Begin AVAILABLE DATA

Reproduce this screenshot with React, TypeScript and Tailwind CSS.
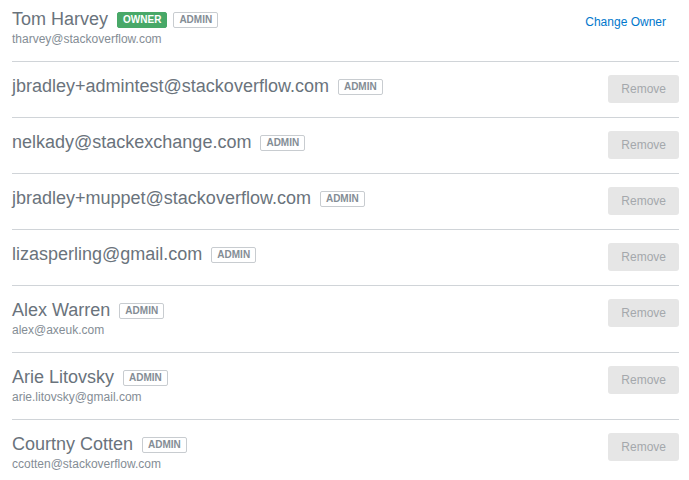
import React from "react";

type Member = {
  name: string;
  email?: string;
  owner?: boolean;
};

const MEMBERS: Member[] = [
  { name: "jbradley+admintest@stackoverflow.com" },
  { name: "nelkady@stackexchange.com" },
  { name: "jbradley+muppet@stackoverflow.com" },
  { name: "lizasperling@gmail.com" },
  { name: "Alex Warren", email: "alex@axeuk.com" },
  { name: "Arie Litovsky", email: "arie.litovsky@gmail.com" },
  { name: "Courtny Cotten", email: "ccotten@stackoverflow.com" },
];

function Badge({ kind }: { kind: "owner" | "admin" }) {
  if (kind === "owner") {
    return (
      <span className="rounded-[2px] border border-[#48a868] bg-[#48a868] px-[5px] py-px text-[10px] font-bold leading-[12px] text-white">
        OWNER
      </span>
    );
  }
  return (
    <span className="rounded-[2px] border border-[#c8ccd0] bg-white px-[5px] py-px text-[10px] font-bold leading-[12px] text-[#848d95]">
      ADMIN
    </span>
  );
}

function NameLine({ name, owner }: { name: string; owner?: boolean }) {
  return (
    <div className="flex h-[23px] items-center">
      <span className="mr-[9px] text-[18px] leading-[23px] text-[#6a737c]">{name}</span>
      <div className="flex items-center gap-[6px]">
        {owner && <Badge kind="owner" />}
        <Badge kind="admin" />
      </div>
    </div>
  );
}

function MemberRow({ m }: { m: Member }) {
  return (
    <div className="flex items-start justify-between border-b border-[#d0d4d8] pb-[14px] pt-[13px]">
      <div>
        <NameLine name={m.name} />
        {m.email && (
          <div className="text-[12px] leading-[16px] text-[#848d95]">{m.email}</div>
        )}
      </div>
      <button
        disabled
        className="h-[28px] rounded-[3px] bg-[#e6e6e6] px-[13px] text-[12px] text-[#a4a8ac]"
      >
        Remove
      </button>
    </div>
  );
}

export default function App() {
  return (
    <div
      className="min-h-screen bg-white pl-3 pr-[10px]"
      style={{ fontFamily: '"Liberation Sans", Arial, sans-serif' }}
    >
      {/* Owner row */}
      <div className="flex items-start justify-between border-b border-[#d0d4d8] pb-[14px] pt-[8px]">
        <div>
          <NameLine name="Tom Harvey" owner />
          <div className="text-[12px] leading-[16px] text-[#848d95]">tharvey@stackoverflow.com</div>
        </div>
        <button className="h-[28px] px-[13px] text-[12px] text-[#0077cc]">Change Owner</button>
      </div>

      {MEMBERS.map((m) => (
        <MemberRow key={m.name} m={m} />
      ))}
    </div>
  );
}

End AVAILABLE DATA

**AIM OF THE EXERCISE:**
Output the data above without changes, apart from leaving out the pictures.

**WRITTEN REPLY:**
Reproduce this screenshot with React, TypeScript and Tailwind CSS.
import React from "react";

type Member = {
  name: string;
  email?: string;
  owner?: boolean;
};

const MEMBERS: Member[] = [
  { name: "jbradley+admintest@stackoverflow.com" },
  { name: "nelkady@stackexchange.com" },
  { name: "jbradley+muppet@stackoverflow.com" },
  { name: "lizasperling@gmail.com" },
  { name: "Alex Warren", email: "alex@axeuk.com" },
  { name: "Arie Litovsky", email: "arie.litovsky@gmail.com" },
  { name: "Courtny Cotten", email: "ccotten@stackoverflow.com" },
];

function Badge({ kind }: { kind: "owner" | "admin" }) {
  if (kind === "owner") {
    return (
      <span className="rounded-[2px] border border-[#48a868] bg-[#48a868] px-[5px] py-px text-[10px] font-bold leading-[12px] text-white">
        OWNER
      </span>
    );
  }
  return (
    <span className="rounded-[2px] border border-[#c8ccd0] bg-white px-[5px] py-px text-[10px] font-bold leading-[12px] text-[#848d95]">
      ADMIN
    </span>
  );
}

function NameLine({ name, owner }: { name: string; owner?: boolean }) {
  return (
    <div className="flex h-[23px] items-center">
      <span className="mr-[9px] text-[18px] leading-[23px] text-[#6a737c]">{name}</span>
      <div className="flex items-center gap-[6px]">
        {owner && <Badge kind="owner" />}
        <Badge kind="admin" />
      </div>
    </div>
  );
}

function MemberRow({ m }: { m: Member }) {
  return (
    <div className="flex items-start justify-between border-b border-[#d0d4d8] pb-[14px] pt-[13px]">
      <div>
        <NameLine name={m.name} />
        {m.email && (
          <div className="text-[12px] leading-[16px] text-[#848d95]">{m.email}</div>
        )}
      </div>
      <button
        disabled
        className="h-[28px] rounded-[3px] bg-[#e6e6e6] px-[13px] text-[12px] text-[#a4a8ac]"
      >
        Remove
      </button>
    </div>
  );
}

export default function App() {
  return (
    <div
      className="min-h-screen bg-white pl-3 pr-[10px]"
      style={{ fontFamily: '"Liberation Sans", Arial, sans-serif' }}
    >
      {/* Owner row */}
      <div className="flex items-start justify-between border-b border-[#d0d4d8] pb-[14px] pt-[8px]">
        <div>
          <NameLine name="Tom Harvey" owner />
          <div className="text-[12px] leading-[16px] text-[#848d95]">tharvey@stackoverflow.com</div>
        </div>
        <button className="h-[28px] px-[13px] text-[12px] text-[#0077cc]">Change Owner</button>
      </div>

      {MEMBERS.map((m) => (
        <MemberRow key={m.name} m={m} />
      ))}
    </div>
  );
}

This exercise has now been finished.